• **EXERCISE**:
Give all the lines below again, exactly, with no pictures.

+-------+

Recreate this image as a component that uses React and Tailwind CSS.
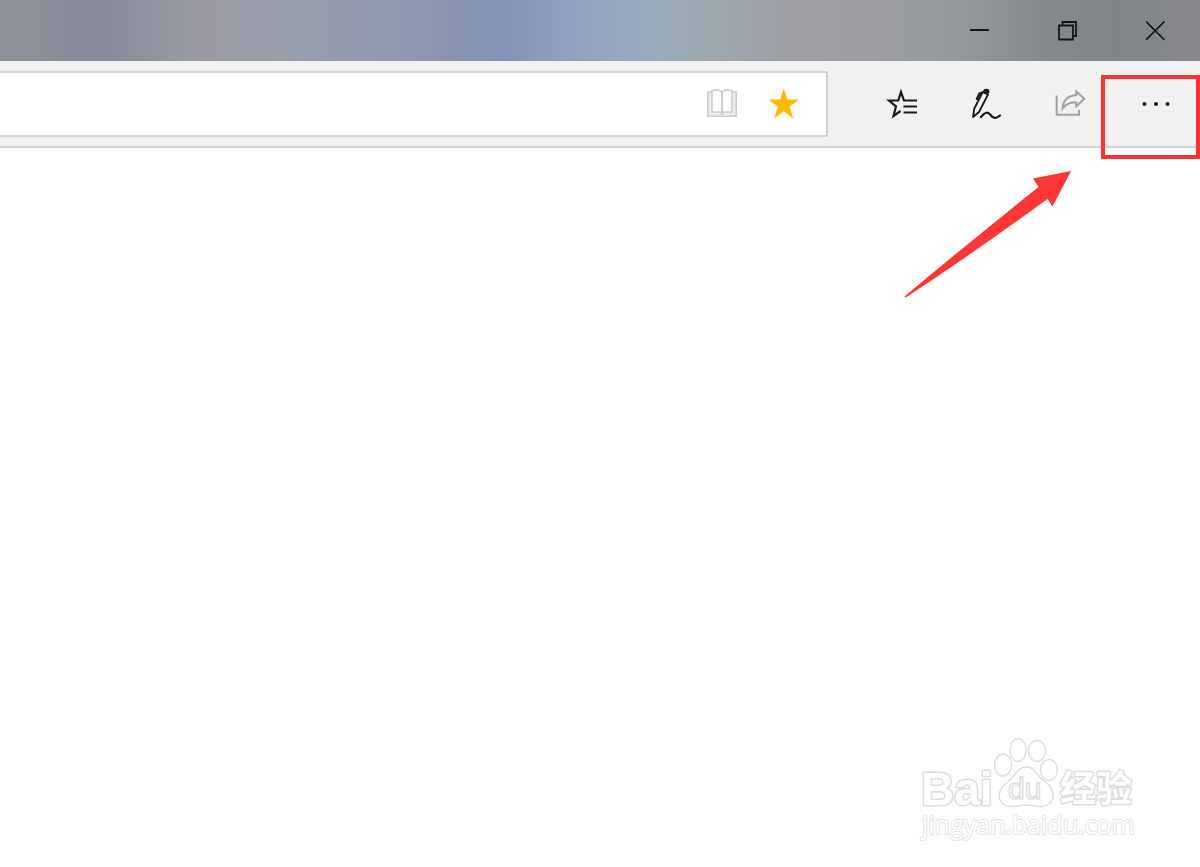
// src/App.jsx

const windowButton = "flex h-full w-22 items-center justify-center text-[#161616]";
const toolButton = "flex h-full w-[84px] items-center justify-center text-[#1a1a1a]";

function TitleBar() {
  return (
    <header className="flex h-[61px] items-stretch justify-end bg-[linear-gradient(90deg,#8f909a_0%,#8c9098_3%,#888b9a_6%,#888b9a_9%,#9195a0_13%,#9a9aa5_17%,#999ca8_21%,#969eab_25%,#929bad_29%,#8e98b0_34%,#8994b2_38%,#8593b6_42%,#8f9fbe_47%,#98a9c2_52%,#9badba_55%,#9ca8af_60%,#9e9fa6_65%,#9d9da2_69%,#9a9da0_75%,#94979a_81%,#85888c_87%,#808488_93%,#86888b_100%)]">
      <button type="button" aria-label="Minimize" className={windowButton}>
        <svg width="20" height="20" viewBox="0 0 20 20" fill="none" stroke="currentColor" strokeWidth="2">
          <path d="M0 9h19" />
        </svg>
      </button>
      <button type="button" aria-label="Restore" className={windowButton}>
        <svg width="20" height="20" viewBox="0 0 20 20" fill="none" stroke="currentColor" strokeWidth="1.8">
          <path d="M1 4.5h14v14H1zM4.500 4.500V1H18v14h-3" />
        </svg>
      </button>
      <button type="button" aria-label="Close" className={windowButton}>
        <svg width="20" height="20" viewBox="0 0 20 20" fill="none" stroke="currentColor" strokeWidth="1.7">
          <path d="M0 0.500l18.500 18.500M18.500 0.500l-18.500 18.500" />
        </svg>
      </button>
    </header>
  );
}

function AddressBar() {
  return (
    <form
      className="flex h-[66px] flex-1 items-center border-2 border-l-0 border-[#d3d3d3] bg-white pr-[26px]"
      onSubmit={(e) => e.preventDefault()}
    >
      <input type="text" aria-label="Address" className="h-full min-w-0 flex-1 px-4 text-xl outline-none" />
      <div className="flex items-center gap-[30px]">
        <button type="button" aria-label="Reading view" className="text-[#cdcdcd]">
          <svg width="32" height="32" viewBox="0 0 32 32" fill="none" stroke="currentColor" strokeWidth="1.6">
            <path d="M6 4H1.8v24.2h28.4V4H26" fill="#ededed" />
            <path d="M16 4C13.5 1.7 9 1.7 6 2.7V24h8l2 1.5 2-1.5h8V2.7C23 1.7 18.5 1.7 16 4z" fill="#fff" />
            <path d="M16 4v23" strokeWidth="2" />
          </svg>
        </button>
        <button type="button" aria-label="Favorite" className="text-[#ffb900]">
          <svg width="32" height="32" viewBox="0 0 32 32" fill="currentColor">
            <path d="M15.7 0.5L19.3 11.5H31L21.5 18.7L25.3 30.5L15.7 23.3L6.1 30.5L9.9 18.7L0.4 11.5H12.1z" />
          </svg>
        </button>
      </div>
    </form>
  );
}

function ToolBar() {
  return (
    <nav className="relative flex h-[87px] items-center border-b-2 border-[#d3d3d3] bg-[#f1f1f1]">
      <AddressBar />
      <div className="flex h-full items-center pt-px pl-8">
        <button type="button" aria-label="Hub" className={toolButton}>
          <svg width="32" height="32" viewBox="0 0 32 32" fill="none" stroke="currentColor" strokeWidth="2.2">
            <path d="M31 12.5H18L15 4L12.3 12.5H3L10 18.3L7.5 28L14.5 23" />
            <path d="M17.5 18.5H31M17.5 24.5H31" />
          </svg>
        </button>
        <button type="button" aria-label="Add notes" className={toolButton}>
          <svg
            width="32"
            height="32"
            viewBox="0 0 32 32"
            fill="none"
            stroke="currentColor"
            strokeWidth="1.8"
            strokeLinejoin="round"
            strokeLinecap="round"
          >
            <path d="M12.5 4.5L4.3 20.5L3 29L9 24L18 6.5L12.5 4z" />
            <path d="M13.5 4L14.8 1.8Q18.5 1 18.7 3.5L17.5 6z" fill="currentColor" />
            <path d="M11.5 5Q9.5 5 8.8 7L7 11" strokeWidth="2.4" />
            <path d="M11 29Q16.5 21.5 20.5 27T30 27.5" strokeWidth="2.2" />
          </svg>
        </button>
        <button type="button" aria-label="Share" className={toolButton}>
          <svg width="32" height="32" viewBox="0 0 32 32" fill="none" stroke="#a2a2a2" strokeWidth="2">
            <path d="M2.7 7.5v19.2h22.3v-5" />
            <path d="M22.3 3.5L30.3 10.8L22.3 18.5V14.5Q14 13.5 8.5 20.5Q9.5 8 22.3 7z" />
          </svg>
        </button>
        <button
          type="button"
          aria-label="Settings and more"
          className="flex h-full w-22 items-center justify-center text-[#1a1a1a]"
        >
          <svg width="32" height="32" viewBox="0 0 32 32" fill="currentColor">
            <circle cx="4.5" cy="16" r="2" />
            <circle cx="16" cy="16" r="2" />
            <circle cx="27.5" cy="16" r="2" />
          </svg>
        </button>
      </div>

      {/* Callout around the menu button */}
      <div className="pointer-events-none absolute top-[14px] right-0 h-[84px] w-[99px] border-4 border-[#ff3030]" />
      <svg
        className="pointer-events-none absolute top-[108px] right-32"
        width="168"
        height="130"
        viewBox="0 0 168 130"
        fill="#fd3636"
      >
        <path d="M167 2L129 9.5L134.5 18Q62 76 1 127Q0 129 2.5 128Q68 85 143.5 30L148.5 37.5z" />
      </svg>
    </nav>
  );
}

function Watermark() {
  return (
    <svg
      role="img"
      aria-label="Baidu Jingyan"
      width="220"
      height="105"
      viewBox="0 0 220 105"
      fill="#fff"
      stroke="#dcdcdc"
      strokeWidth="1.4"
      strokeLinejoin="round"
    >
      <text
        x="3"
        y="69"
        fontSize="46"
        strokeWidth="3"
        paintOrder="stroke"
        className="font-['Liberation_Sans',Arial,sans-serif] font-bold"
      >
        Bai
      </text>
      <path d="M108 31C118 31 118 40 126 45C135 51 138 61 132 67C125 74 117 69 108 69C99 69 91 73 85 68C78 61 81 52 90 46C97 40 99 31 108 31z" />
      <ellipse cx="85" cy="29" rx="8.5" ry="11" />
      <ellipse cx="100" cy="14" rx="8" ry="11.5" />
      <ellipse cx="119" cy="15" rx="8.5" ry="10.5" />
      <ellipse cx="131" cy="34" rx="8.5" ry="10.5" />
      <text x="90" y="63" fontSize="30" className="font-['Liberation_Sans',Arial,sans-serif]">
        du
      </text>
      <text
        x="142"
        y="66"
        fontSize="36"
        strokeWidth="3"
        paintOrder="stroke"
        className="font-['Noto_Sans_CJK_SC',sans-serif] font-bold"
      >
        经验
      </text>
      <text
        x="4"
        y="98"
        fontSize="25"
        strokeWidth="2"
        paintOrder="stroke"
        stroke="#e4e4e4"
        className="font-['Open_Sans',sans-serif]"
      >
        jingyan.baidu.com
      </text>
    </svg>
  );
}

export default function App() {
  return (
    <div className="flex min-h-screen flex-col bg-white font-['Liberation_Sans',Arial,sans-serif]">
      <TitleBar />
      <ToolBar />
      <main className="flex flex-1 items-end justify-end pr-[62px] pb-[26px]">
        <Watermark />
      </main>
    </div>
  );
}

+-------+

• **RESPONSE TO THE EXERCISE**:
Recreate this image as a component that uses React and Tailwind CSS.
// src/App.jsx

const windowButton = "flex h-full w-22 items-center justify-center text-[#161616]";
const toolButton = "flex h-full w-[84px] items-center justify-center text-[#1a1a1a]";

function TitleBar() {
  return (
    <header className="flex h-[61px] items-stretch justify-end bg-[linear-gradient(90deg,#8f909a_0%,#8c9098_3%,#888b9a_6%,#888b9a_9%,#9195a0_13%,#9a9aa5_17%,#999ca8_21%,#969eab_25%,#929bad_29%,#8e98b0_34%,#8994b2_38%,#8593b6_42%,#8f9fbe_47%,#98a9c2_52%,#9badba_55%,#9ca8af_60%,#9e9fa6_65%,#9d9da2_69%,#9a9da0_75%,#94979a_81%,#85888c_87%,#808488_93%,#86888b_100%)]">
      <button type="button" aria-label="Minimize" className={windowButton}>
        <svg width="20" height="20" viewBox="0 0 20 20" fill="none" stroke="currentColor" strokeWidth="2">
          <path d="M0 9h19" />
        </svg>
      </button>
      <button type="button" aria-label="Restore" className={windowButton}>
        <svg width="20" height="20" viewBox="0 0 20 20" fill="none" stroke="currentColor" strokeWidth="1.8">
          <path d="M1 4.5h14v14H1zM4.500 4.500V1H18v14h-3" />
        </svg>
      </button>
      <button type="button" aria-label="Close" className={windowButton}>
        <svg width="20" height="20" viewBox="0 0 20 20" fill="none" stroke="currentColor" strokeWidth="1.7">
          <path d="M0 0.500l18.500 18.500M18.500 0.500l-18.500 18.500" />
        </svg>
      </button>
    </header>
  );
}

function AddressBar() {
  return (
    <form
      className="flex h-[66px] flex-1 items-center border-2 border-l-0 border-[#d3d3d3] bg-white pr-[26px]"
      onSubmit={(e) => e.preventDefault()}
    >
      <input type="text" aria-label="Address" className="h-full min-w-0 flex-1 px-4 text-xl outline-none" />
      <div className="flex items-center gap-[30px]">
        <button type="button" aria-label="Reading view" className="text-[#cdcdcd]">
          <svg width="32" height="32" viewBox="0 0 32 32" fill="none" stroke="currentColor" strokeWidth="1.6">
            <path d="M6 4H1.8v24.2h28.4V4H26" fill="#ededed" />
            <path d="M16 4C13.5 1.7 9 1.7 6 2.7V24h8l2 1.5 2-1.5h8V2.7C23 1.7 18.5 1.7 16 4z" fill="#fff" />
            <path d="M16 4v23" strokeWidth="2" />
          </svg>
        </button>
        <button type="button" aria-label="Favorite" className="text-[#ffb900]">
          <svg width="32" height="32" viewBox="0 0 32 32" fill="currentColor">
            <path d="M15.7 0.5L19.3 11.5H31L21.5 18.7L25.3 30.5L15.7 23.3L6.1 30.5L9.9 18.7L0.4 11.5H12.1z" />
          </svg>
        </button>
      </div>
    </form>
  );
}

function ToolBar() {
  return (
    <nav className="relative flex h-[87px] items-center border-b-2 border-[#d3d3d3] bg-[#f1f1f1]">
      <AddressBar />
      <div className="flex h-full items-center pt-px pl-8">
        <button type="button" aria-label="Hub" className={toolButton}>
          <svg width="32" height="32" viewBox="0 0 32 32" fill="none" stroke="currentColor" strokeWidth="2.2">
            <path d="M31 12.5H18L15 4L12.3 12.5H3L10 18.3L7.5 28L14.5 23" />
            <path d="M17.5 18.5H31M17.5 24.5H31" />
          </svg>
        </button>
        <button type="button" aria-label="Add notes" className={toolButton}>
          <svg
            width="32"
            height="32"
            viewBox="0 0 32 32"
            fill="none"
            stroke="currentColor"
            strokeWidth="1.8"
            strokeLinejoin="round"
            strokeLinecap="round"
          >
            <path d="M12.5 4.5L4.3 20.5L3 29L9 24L18 6.5L12.5 4z" />
            <path d="M13.5 4L14.8 1.8Q18.5 1 18.7 3.5L17.5 6z" fill="currentColor" />
            <path d="M11.5 5Q9.5 5 8.8 7L7 11" strokeWidth="2.4" />
            <path d="M11 29Q16.5 21.5 20.5 27T30 27.5" strokeWidth="2.2" />
          </svg>
        </button>
        <button type="button" aria-label="Share" className={toolButton}>
          <svg width="32" height="32" viewBox="0 0 32 32" fill="none" stroke="#a2a2a2" strokeWidth="2">
            <path d="M2.7 7.5v19.2h22.3v-5" />
            <path d="M22.3 3.5L30.3 10.8L22.3 18.5V14.5Q14 13.5 8.5 20.5Q9.5 8 22.3 7z" />
          </svg>
        </button>
        <button
          type="button"
          aria-label="Settings and more"
          className="flex h-full w-22 items-center justify-center text-[#1a1a1a]"
        >
          <svg width="32" height="32" viewBox="0 0 32 32" fill="currentColor">
            <circle cx="4.5" cy="16" r="2" />
            <circle cx="16" cy="16" r="2" />
            <circle cx="27.5" cy="16" r="2" />
          </svg>
        </button>
      </div>

      {/* Callout around the menu button */}
      <div className="pointer-events-none absolute top-[14px] right-0 h-[84px] w-[99px] border-4 border-[#ff3030]" />
      <svg
        className="pointer-events-none absolute top-[108px] right-32"
        width="168"
        height="130"
        viewBox="0 0 168 130"
        fill="#fd3636"
      >
        <path d="M167 2L129 9.5L134.5 18Q62 76 1 127Q0 129 2.5 128Q68 85 143.5 30L148.5 37.5z" />
      </svg>
    </nav>
  );
}

function Watermark() {
  return (
    <svg
      role="img"
      aria-label="Baidu Jingyan"
      width="220"
      height="105"
      viewBox="0 0 220 105"
      fill="#fff"
      stroke="#dcdcdc"
      strokeWidth="1.4"
      strokeLinejoin="round"
    >
      <text
        x="3"
        y="69"
        fontSize="46"
        strokeWidth="3"
        paintOrder="stroke"
        className="font-['Liberation_Sans',Arial,sans-serif] font-bold"
      >
        Bai
      </text>
      <path d="M108 31C118 31 118 40 126 45C135 51 138 61 132 67C125 74 117 69 108 69C99 69 91 73 85 68C78 61 81 52 90 46C97 40 99 31 108 31z" />
      <ellipse cx="85" cy="29" rx="8.5" ry="11" />
      <ellipse cx="100" cy="14" rx="8" ry="11.5" />
      <ellipse cx="119" cy="15" rx="8.5" ry="10.5" />
      <ellipse cx="131" cy="34" rx="8.5" ry="10.5" />
      <text x="90" y="63" fontSize="30" className="font-['Liberation_Sans',Arial,sans-serif]">
        du
      </text>
      <text
        x="142"
        y="66"
        fontSize="36"
        strokeWidth="3"
        paintOrder="stroke"
        className="font-['Noto_Sans_CJK_SC',sans-serif] font-bold"
      >
        经验
      </text>
      <text
        x="4"
        y="98"
        fontSize="25"
        strokeWidth="2"
        paintOrder="stroke"
        stroke="#e4e4e4"
        className="font-['Open_Sans',sans-serif]"
      >
        jingyan.baidu.com
      </text>
    </svg>
  );
}

export default function App() {
  return (
    <div className="flex min-h-screen flex-col bg-white font-['Liberation_Sans',Arial,sans-serif]">
      <TitleBar />
      <ToolBar />
      <main className="flex flex-1 items-end justify-end pr-[62px] pb-[26px]">
        <Watermark />
      </main>
    </div>
  );
}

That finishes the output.